Jesus então dirigiu as suas observações a todos os presentes. Ele disse: “Mas ouvi a mim, todos vós. Não é aquilo que entra na boca o que suja espiritualmente o homem, mas mais aquilo que procede da boca e do coração”. Mas mesmo os apóstolos não compreenderam o significado das suas palavras, pois Simão Pedro também lhe perguntou: “Para que alguns dos teus ouvintes não sejam desnecessariamente ofendidos, gostaríeis de explicar-nos o significado dessas palavras?” E então disse Jesus a Pedro: “Também para ti é difícil compreender? Não sabes que toda planta que o meu Pai celeste não tiver plantado será arrancada? Volta a tua atenção para aqueles que querem conhecer a verdade. Tu não podes obrigar os homens a amarem a verdade. Muitos desses instrutores são guias cegos. E tu sabes que, se um cego guia outro cego, ambos caem no fosso. Mas ouve enquanto eu te digo a verdade a respeito dessas coisas que sujam moralmente e que contaminam espiritualmente os homens. Eu declaro que não é o que entra no corpo pela boca, ou o que tem acesso à mente por meio dos olhos e ouvidos, que suja o homem. O homem só se suja por aquele mal que se origina dentro do coração, e que tem expressão nas palavras e feitos de tais pessoas ímpias. Não sabes que é do coração que saem os maus pensamentos, os projetos perversos de assassinato, de roubo, e os adultérios, junto com o ciúme, o orgulho, a ira, a vingança, as injúrias e o testemunho falso? E são essas as coisas que sujam os homens, e não que eles comam o pão com mãos que não foram lavadas segundo o cerimonial”.

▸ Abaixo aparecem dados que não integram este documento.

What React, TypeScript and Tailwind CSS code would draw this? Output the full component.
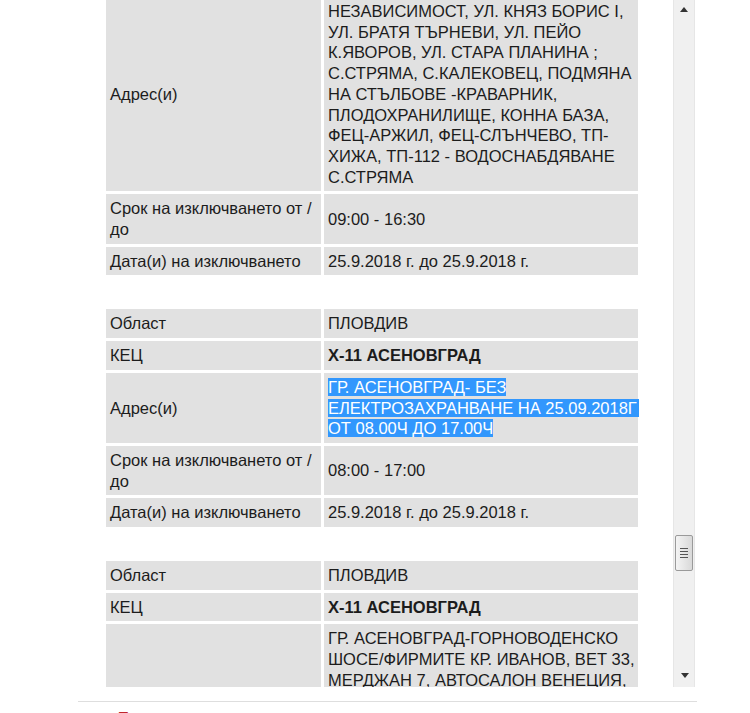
import React from "react";

const pageFont = { fontFamily: '"Liberation Sans", Arial, sans-serif' };

type Row = { label: React.ReactNode; value: React.ReactNode; bold?: boolean };

function Cell({ children, className = "" }: { children: React.ReactNode; className?: string }) {
  return (
    <div className={"flex items-center bg-[#e1e1e1] px-1 py-1 " + className}>
      <div>{children}</div>
    </div>
  );
}

function Lines({ lines }: { lines: string[] }) {
  return (
    <>
      {lines.map((l, i) => (
        <div key={i} className="whitespace-nowrap">
          {l}
        </div>
      ))}
    </>
  );
}

const term = <Lines lines={["Срок на изключването от /", "до"]} />;

function Outage({ rows }: { rows: Row[] }) {
  return (
    <div className="grid grid-cols-[215px_314px] gap-[3px]">
      {rows.map((r, i) => (
        <React.Fragment key={i}>
          <Cell>{r.label}</Cell>
          <Cell className={r.bold ? "font-bold" : ""}>{r.value}</Cell>
        </React.Fragment>
      ))}
    </div>
  );
}

function Scrollbar() {
  return (
    <div className="relative h-full w-[22px] border-x border-[#e6e6e6] bg-[#f0f0f0]">
      <div className="absolute left-[6px] top-[7px] h-0 w-0 border-x-[4px] border-b-[5px] border-x-transparent border-b-[#333]" />
      <div className="absolute left-[1px] top-[535px] flex h-[36px] w-[18px] flex-col items-center justify-center gap-[2px] rounded-[2px] border border-[#9a9a9a] bg-gradient-to-r from-[#f4f4f4] to-[#d9d9d9]">
        <div className="h-px w-[8px] bg-[#555]" />
        <div className="h-px w-[8px] bg-[#555]" />
        <div className="h-px w-[8px] bg-[#555]" />
        <div className="h-px w-[8px] bg-[#555]" />
      </div>
      <div className="absolute left-[7px] top-[673px] h-0 w-0 border-x-[4px] border-t-[5px] border-x-transparent border-t-[#333]" />
    </div>
  );
}

export default function App() {
  const sel = "bg-[#3297fd] text-white";
  return (
    <div className="h-[713px] w-[750px] overflow-hidden bg-white text-[16.5px] leading-[20.7px] text-[#1c1c1c]" style={pageFont}>
      <div className="ml-[78px] flex h-[687px] w-[619px]">
        <div className="h-full w-[595px] overflow-hidden pl-[28px]">
          <div className="mt-[-3px] flex flex-col gap-[34px]">
            <Outage
              rows={[
                {
                  label: "Адрес(и)",
                  value: (
                    <Lines
                      lines={[
                        "НЕЗАВИСИМОСТ, УЛ. КНЯЗ БОРИС I,",
                        "УЛ. БРАТЯ ТЪРНЕВИ, УЛ. ПЕЙО",
                        "К.ЯВОРОВ, УЛ. СТАРА ПЛАНИНА ;",
                        "С.СТРЯМА, С.КАЛЕКОВЕЦ, ПОДМЯНА",
                        "НА СТЪЛБОВЕ -КРАВАРНИК,",
                        "ПЛОДОХРАНИЛИЩЕ, КОННА БАЗА,",
                        "ФЕЦ-АРЖИЛ, ФЕЦ-СЛЪНЧЕВО, ТП-",
                        "ХИЖА, ТП-112 - ВОДОСНАБДЯВАНЕ",
                        "С.СТРЯМА",
                      ]}
                    />
                  ),
                },
                { label: term, value: "09:00 - 16:30" },
                { label: "Дата(и) на изключването", value: "25.9.2018 г. до 25.9.2018 г." },
              ]}
            />
            <Outage
              rows={[
                { label: "Област", value: "ПЛОВДИВ" },
                { label: "КЕЦ", value: "Х-11 АСЕНОВГРАД", bold: true },
                {
                  label: "Адрес(и)",
                  value: (
                    <>
                      <div className="whitespace-nowrap">
                        <span className={sel}>ГР. АСЕНОВГРАД- БЕЗ </span>
                      </div>
                      <div className="whitespace-nowrap">
                        <span className={sel + " pr-[2px]"}>ЕЛЕКТРОЗАХРАНВАНЕ НА 25.09.2018Г</span>
                      </div>
                      <div className="whitespace-nowrap">
                        <span className={sel}>ОТ 08.00Ч ДО 17.00Ч</span>
                      </div>
                    </>
                  ),
                },
                { label: term, value: "08:00 - 17:00" },
                { label: "Дата(и) на изключването", value: "25.9.2018 г. до 25.9.2018 г." },
              ]}
            />
            <Outage
              rows={[
                { label: "Област", value: "ПЛОВДИВ" },
                { label: "КЕЦ", value: "Х-11 АСЕНОВГРАД", bold: true },
                {
                  label: "",
                  value: (
                    <Lines
                      lines={[
                        "ГР. АСЕНОВГРАД-ГОРНОВОДЕНСКО",
                        "ШОСЕ/ФИРМИТЕ КР. ИВАНОВ, ВЕТ 33,",
                        "МЕРДЖАН 7, АВТОСАЛОН ВЕНЕЦИЯ,",
                      ]}
                    />
                  ),
                },
              ]}
            />
          </div>
        </div>
        <Scrollbar />
      </div>
      <div className="ml-[78px] mt-[14px] w-[619px] border-t border-[#dedede]" />
      <div className="ml-[118px] mt-[5px] text-[15px] font-bold text-[#c0272d]">Предишни изключвания</div>
    </div>
  );
}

Os comissários fariseus do sinédrio de Jerusalém estavam agora quase convencidos de que Jesus deveria ser apreendido sob a acusação de blasfêmia ou de insultar a lei sagrada dos judeus; e daí os esforços deles para envolvê-lo na discussão e levá-lo a um possível ataque às tradições dos anciães e às chamadas leis orais da nação. Não importa quão escassa a água pudesse estar, esses judeus tradicionalmente escravizados nunca deixariam de ir adiante com a lavação das mãos que era requerida pela cerimônia, antes de todas as refeições. Era a sua crença de que “é melhor morrer do que transgredir os mandamentos dos anciães”. Os espiões fizeram essa pergunta porque havia sido descrito que Jesus dissera que: “A salvação é uma questão mais de corações limpos do que de mãos limpas”. Mas essas crenças, quando se tornam uma parte da religião, passa a ser difícil escapar delas. Muitos anos, mesmo, depois desse dia o apóstolo Pedro ainda estava preso pelas algemas do medo, de muitas dessas tradições, sobre as coisas limpas e sobre as impuras, sendo finalmente libertado apenas quando experienciou um sonho extraordinário e vívido. Tudo isso pode ser mais bem compreendido quando é lembrado que esses judeus viam com a mesma gravidade o comer com as mãos não lavadas e o intercâmbio com uma prostituta, e que ambos os atos eram igualmente puníveis com a excomunhão.
Assim o Mestre escolheu discutir e expor a tolice de todo o sistema rabínico de regras e regulamentações, que era representado pela lei oral—as tradições dos anciães, toda ela considerada como sendo mais sagrada e mais obrigatória para os judeus, até mesmo mais do que os ensinamentos das escrituras. E Jesus falou com menos reserva porque ele sabia que a hora havia chegado em que nada mais ele podia fazer para impedir uma ruptura aberta de relações com esses líderes religiosos.